All the more reason to keep rogue sites from reaching U.S. consumers.  Stealing movies isn’t worth the risk to American jobs – or the risk to Internet security.

Transformers 3 Injects $24M into Illinois Economy

by Jordan Aluise 06/30/2011 12:25 (UTC-08:00) Pacific Time (US & Canada)

Not only is Paramount Pictures’ Transformers 3: Dark of the Moon a huge hit at the box office, grossing $13.5 million on opening night; it is also a big money-maker for the state in which it was filmed: Illinois.

The filming of Transformers 3 brought Illinois a whopping $24 million in spending to the state and created upwards of 400 jobs during production, noted the Associated Press in an article today.  This significantly contributed to the record-breaking $161 million in spending and the 8,000 jobs the film industry brought to the state in 2010.

In order to further spark their local economy and generate new job opportunities, the state of Illinois offers great production incentives to filmmakers, making it a popular destination to shoot movies.
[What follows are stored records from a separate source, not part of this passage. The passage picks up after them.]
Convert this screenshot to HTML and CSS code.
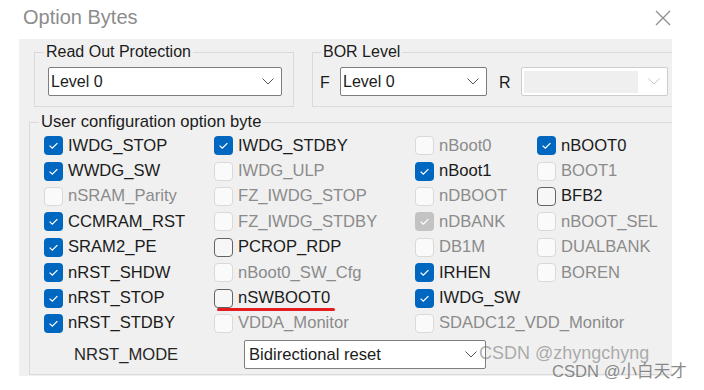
FILE: index.html
```html
<!DOCTYPE html>
<html lang="en">
<head>
    <meta charset="UTF-8">
    <title>Option Bytes</title>
    <link rel="stylesheet" href="styles.css">
</head>
<body>
    <div class="titlebar">
        <span class="title">Option Bytes</span>
        <svg class="close" width="16" height="16" viewBox="0 0 16 16">
            <path d="M1 1 L15 15 M15 1 L1 15" stroke="#8e8e8e" stroke-width="1.3" fill="none"/>
        </svg>
    </div>
    <div class="panel">
        <div class="top-groups">
            <fieldset class="group rop">
                <legend>Read Out Protection</legend>
                <div class="combo rop-combo">
                    <span>Level 0</span>
                    <svg class="chev" width="12" height="7" viewBox="0 0 12 7"><path d="M0.5 0.5 L6 6 L11.5 0.5" stroke="#555" fill="none"/></svg>
                </div>
            </fieldset>
            <fieldset class="group bor">
                <legend>BOR Level</legend>
                <div class="bor-row">
                    <span class="side-label">F</span>
                    <div class="combo bor-combo">
                        <span>Level 0</span>
                        <svg class="chev" width="12" height="7" viewBox="0 0 12 7"><path d="M0.5 0.5 L6 6 L11.5 0.5" stroke="#555" fill="none"/></svg>
                    </div>
                    <span class="side-label r">R</span>
                    <div class="combo bor-combo disabled">
                        <span class="fill"></span>
                        <svg class="chev" width="12" height="7" viewBox="0 0 12 7"><path d="M0.5 0.5 L6 6 L11.5 0.5" stroke="#c6c6c6" fill="none"/></svg>
                    </div>
                </div>
            </fieldset>
        </div>
        <fieldset class="group user">
            <legend>User configuration option byte</legend>
            <div class="opts" id="opts"></div>
            <div class="nrst-row">
                <span class="nrst-label">NRST_MODE</span>
                <div class="combo nrst-combo">
                    <span>Bidirectional reset</span>
                    <svg class="chev" width="12" height="7" viewBox="0 0 12 7"><path d="M0.5 0.5 L6 6 L11.5 0.5" stroke="#555" fill="none"/></svg>
                </div>
            </div>
        </fieldset>
    </div>
    <div class="watermark wm1">CSDN @zhyngchyng</div>
    <div class="watermark wm2">CSDN @小白天才</div>
    <script src="script.js"></script>
</body>
</html>
```

FILE: script.js
```js
// c = checked, o = enabled unchecked, d = disabled, dc = disabled checked, "" = empty cell
const options = [
    ["IWDG_STOP", "c"], ["IWDG_STDBY", "c"], ["nBoot0", "d"], ["nBOOT0", "c"],
    ["WWDG_SW", "c"], ["IWDG_ULP", "d"], ["nBoot1", "c"], ["BOOT1", "d"],
    ["nSRAM_Parity", "d"], ["FZ_IWDG_STOP", "d"], ["nDBOOT", "d"], ["BFB2", "o"],
    ["CCMRAM_RST", "c"], ["FZ_IWDG_STDBY", "d"], ["nDBANK", "dc"], ["nBOOT_SEL", "d"],
    ["SRAM2_PE", "c"], ["PCROP_RDP", "o"], ["DB1M", "d"], ["DUALBANK", "d"],
    ["nRST_SHDW", "c"], ["nBoot0_SW_Cfg", "d"], ["IRHEN", "c"], ["BOREN", "d"],
    ["nRST_STOP", "c"], ["nSWBOOT0", "o", "marked"], ["IWDG_SW", "c"], ["", ""],
    ["nRST_STDBY", "c"], ["VDDA_Monitor", "d"], ["SDADC12_VDD_Monitor", "d"], ["", ""]
];

const check = '<svg width="19" height="19" viewBox="0 0 19 19"><path d="M5.6 9.6 L8.3 12.2 L13.4 7.1" stroke="#fff" stroke-width="1.3" fill="none"/></svg>';

const opts = document.getElementById("opts");
options.forEach(([name, state, extra]) => {
    const cell = document.createElement("div");
    cell.className = "opt";
    if (name) {
        cell.classList.add("st-" + state);
        if (extra) cell.classList.add(extra);
        const isChecked = state === "c" || state === "dc";
        cell.innerHTML = '<span class="box">' + (isChecked ? check : "") + '</span><span class="name">' + name + '</span>';
    }
    opts.appendChild(cell);
});
```

FILE: styles.css
```css
* {
    box-sizing: border-box;
}
body {
    margin: 0;
    background: #fff;
    font-family: "Liberation Sans", Arial, sans-serif;
    color: #1b1b1b;
    position: relative;
    height: 390px;
    overflow: hidden;
}
.titlebar {
    height: 39px;
    display: flex;
    align-items: center;
    padding-left: 23px;
    padding-bottom: 5px;
}
.title {
    font-size: 20px;
    color: #8c8c8c;
    flex: 1;
}
.close {
    margin-right: 33px;
    margin-top: 2px;
}
.panel {
    margin-left: 19px;
    width: 653px;
    height: 337px;
    background: #f0f0f0;
    padding-top: 4px;
    overflow: hidden;
}
.top-groups {
    display: flex;
    width: 900px;
}
.group {
    margin: 0;
    border: 1px solid #dadada;
    min-width: 0;
}
.group legend {
    padding: 0 2px;
    font-size: 16px;
    line-height: 18px;
}
.rop {
    margin-left: 15px;
    width: 260px;
    padding: 6px 0 10px 13px;
}
.rop legend {
    margin-left: -4px;
}
.bor {
    margin-left: 18px;
    width: 420px;
    padding: 6px 0 10px 7px;
}
.bor legend {
    margin-left: 1px;
}
.combo {
    height: 29px;
    background: #fff;
    border: 1px solid #7d7d7d;
    border-radius: 2px;
    display: flex;
    align-items: center;
    justify-content: space-between;
    padding: 0 7px 0 2px;
    font-size: 16px;
}
.rop-combo {
    width: 234px;
}
.bor-row {
    display: flex;
    align-items: center;
}
.side-label {
    font-size: 16px;
    width: 20px;
    margin-top: 3px;
}
.side-label.r {
    margin-left: 12px;
    width: 22px;
}
.bor-combo {
    width: 147px;
}
.bor-combo.disabled {
    border-color: #cdcdcd;
    padding-left: 2px;
}
.bor-combo .fill {
    width: 114px;
    height: 22px;
    background: #efefef;
}
.user {
    margin-left: 10px;
    margin-top: 5px;
    width: 720px;
    padding: 1px 0 5px 14px;
}
.user legend {
    font-size: 16.6px;
    line-height: 20px;
    margin-left: -5px;
}
.opts {
    display: grid;
    grid-template-columns: 170px 201px 122px 150px;
    grid-auto-rows: 25.4px;
    font-size: 16.6px;
}
.opt {
    display: flex;
    align-items: center;
    gap: 5px;
    position: relative;
}
.box {
    width: 19px;
    height: 19px;
    border-radius: 4px;
    flex: none;
    display: block;
}
.box svg {
    display: block;
}
.st-c .box {
    background: #0067c0;
}
.st-o .box {
    background: #f7f7f7;
    border: 1px solid #646464;
}
.st-d .box {
    background: #fafafa;
    border: 1px solid #d9d9d9;
}
.st-dc .box {
    background: #c3c3c3;
}
.st-d .name,
.st-dc .name {
    color: #8b8b8b;
}
.marked::after {
    content: "";
    position: absolute;
    left: 3px;
    width: 118px;
    bottom: 0px;
    height: 3px;
    border-radius: 2px;
    background: #e41e1e;
}
.nrst-row {
    display: flex;
    align-items: center;
    margin-top: 4px;
}
.nrst-label {
    font-size: 16.6px;
    margin-left: 30px;
    width: 170px;
    color: #262626;
}
.nrst-combo {
    width: 242px;
    font-size: 16.6px;
    padding-left: 4px;
    padding-right: 8px;
}
.watermark {
    position: absolute;
    white-space: nowrap;
    font-family: "Liberation Sans", Arial, "Noto Sans CJK SC", sans-serif;
}
.wm1 {
    left: 479px;
    top: 342px;
    font-size: 18px;
    line-height: 22px;
    color: rgba(110, 110, 110, 0.55);
}
.wm2 {
    left: 552px;
    top: 362px;
    font-size: 16.6px;
    line-height: 20px;
    color: rgba(100, 100, 100, 0.75);
}
```
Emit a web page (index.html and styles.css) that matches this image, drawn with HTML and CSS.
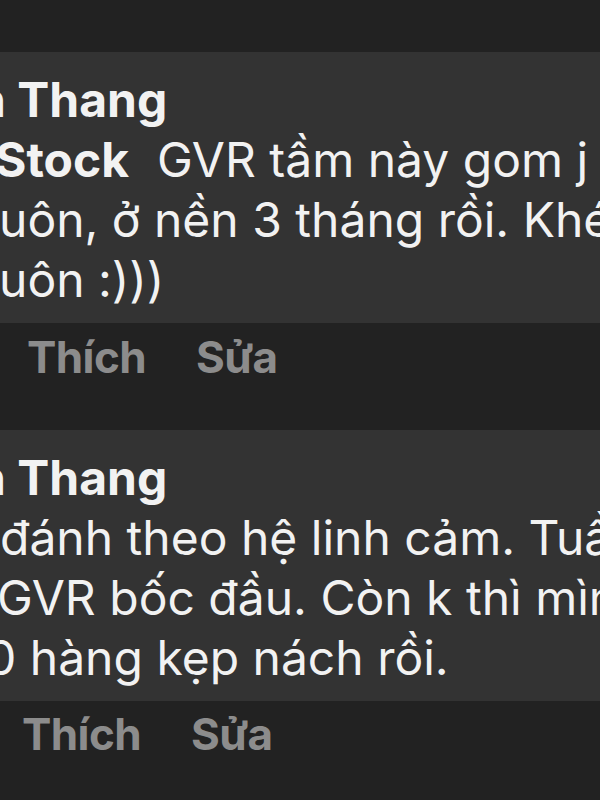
FILE: index.html
```html
<!DOCTYPE html>
<html lang="vi">
<head>
    <meta charset="UTF-8">
    <meta name="viewport" content="width=device-width, initial-scale=1.0">
    <title>Bình luận</title>
    <link rel="stylesheet" href="styles.css">
</head>
<body>
    <div class="thread">
        <div class="comment">
            <div class="bubble">
                <div class="line name cut-name">n Thang</div>
                <div class="line cut-5"><span class="tag">Stock</span>GVR tầm này gom j</div>
                <div class="line cut-1">uôn, ở nền 3 tháng rồi. Khé</div>
                <div class="line cut-1">uôn :)))</div>
            </div>
            <div class="actions">
                <span>Thích</span>
                <span>Sửa</span>
            </div>
        </div>

        <div class="comment second">
            <div class="bubble">
                <div class="line name cut-name">n Thang</div>
                <div class="line cut-0">đánh theo hệ linh cảm. Tuầ</div>
                <div class="line cut-3">GVR bốc đầu. Còn k thì mìn</div>
                <div class="line cut-14">0 hàng kẹp nách rồi.</div>
            </div>
            <div class="actions">
                <span>Thích</span>
                <span>Sửa</span>
            </div>
        </div>
    </div>
</body>
</html>
```

FILE: styles.css
```css
body {
    margin: 0;
    background-color: #222222;
    color: #f2f2f2;
    font-family: Inter, "Noto Sans", sans-serif;
    overflow: hidden;
}
.thread {
    padding-top: 52px;
    width: 600px;
}
.bubble {
    background: #333333;
    padding: 18px 0 13px;
    font-size: 48px;
    line-height: 60px;
}
.line {
    white-space: nowrap;
}
.name { font-weight: 700; }
.tag {
    font-weight: 700;
    margin-right: 28px;
}
.cut-name { margin-left: -24px; }
.cut-0 { margin-left: 0; }
.cut-1 { margin-left: -1px; }
.cut-3 { margin-left: -3px; }
.cut-5 { margin-left: -5px; }
.cut-14 { margin-left: -14px; }
.actions {
    height: 107px;
    display: flex;
    gap: 50px;
    padding: 12px 0 0 27px;
    font-size: 44px;
    font-weight: 700;
    letter-spacing: -0.6px;
    line-height: 1;
    color: #8c8c8c;
    box-sizing: border-box;
}
.second .actions { padding: 11px 0 0 22px; }
```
As Director Warren Ribley from the Illinois Department of Commerce and Economic Opportunity put it, “The impact of Transformers 3 extends far beyond its 30 days of production in Illinois by providing millions of dollars in economic activity in the state, creating additional employment for Illinois crew, and, once-again, putting Illinois on the map.  As we continue our economic recovery, the film industry will continue to be an important part of our efforts to create jobs and spur economic growth.”

It is great to see what a big part the film industry has in continuously creating new job opportunities and supporting local economies around the United States.

Louisiana Film Industry Invests in Communities across the State

by Kate Spence 06/30/2011 07:56 (UTC-08:00) Pacific Time (US & Canada)

Great piece yesterday out of The News-Star (Movies Bring New Hope to Monroe) on Louisiana’s booming film industry that is spurring local economic development all over the state.  Fueled by a tax incentive that has been in place since 2002, filming has increased exponentially in Louisiana, putting people to work, invigorating local small businesses, and stimulating long-term investment in the state’s infrastructure and burgeoning creative community.

Small towns like Monroe are feeling the direct impact of the film industry’s growth in their home state, and of the economic benefits that on-location filming generates.  According to the article, R2 Productions’ New Hope is one project coming to Monroe, and founder Rodney Ray wants to turn the town into a new filming hot spot. 

Filmmakers who invest over $300,000 on in-state investments in Louisiana qualify for a 30 percent transferable tax credit, with an additional 5 percent transferable employment tax credit available on for those who hire in-state residents.  In 2010 alone, 69 movies and 18 TV series filmed in Louisiana, including Battleship, The Green Lantern and Memphis Beat.

Now third in line behind California and New York for the number of productions produced, Louisiana’s motion picture and television industry is responsible for 16,483 jobs in Louisiana, and $709.6 million in total wages, including indirect jobs and wages.  Over 7,600 are direct film and television industry employees, including more than 2,000 direct production employees.  Over 1,000 movie and TV-related businesses are now located in Louisiana, including more than 450 production-related companies. The state now has 15 soundstages and enough workers to handle 10 film crews at once.  The boom in filming, encouraged by the tax credit, has laid the foundation for a permanent motion picture industry in Louisiana.  

The film industry itself is not the only economic sector that is driven by increased production.  On-location filming has a unique economic ripple effect; when production crews come to town, they rely on local businesses for goods and services essential for their work, including equipment rentals, caterers, hardware stores, and construction companies.  Since 2007, MPAA member studios have paid an average of $101.3 million per year to local vendors, injecting capital directly into local economies.

It’s great to see that towns like Monroe are taking advantage of the opportunities presented by the state tax incentive, and we look forward to seeing more of Louisiana on the big screen.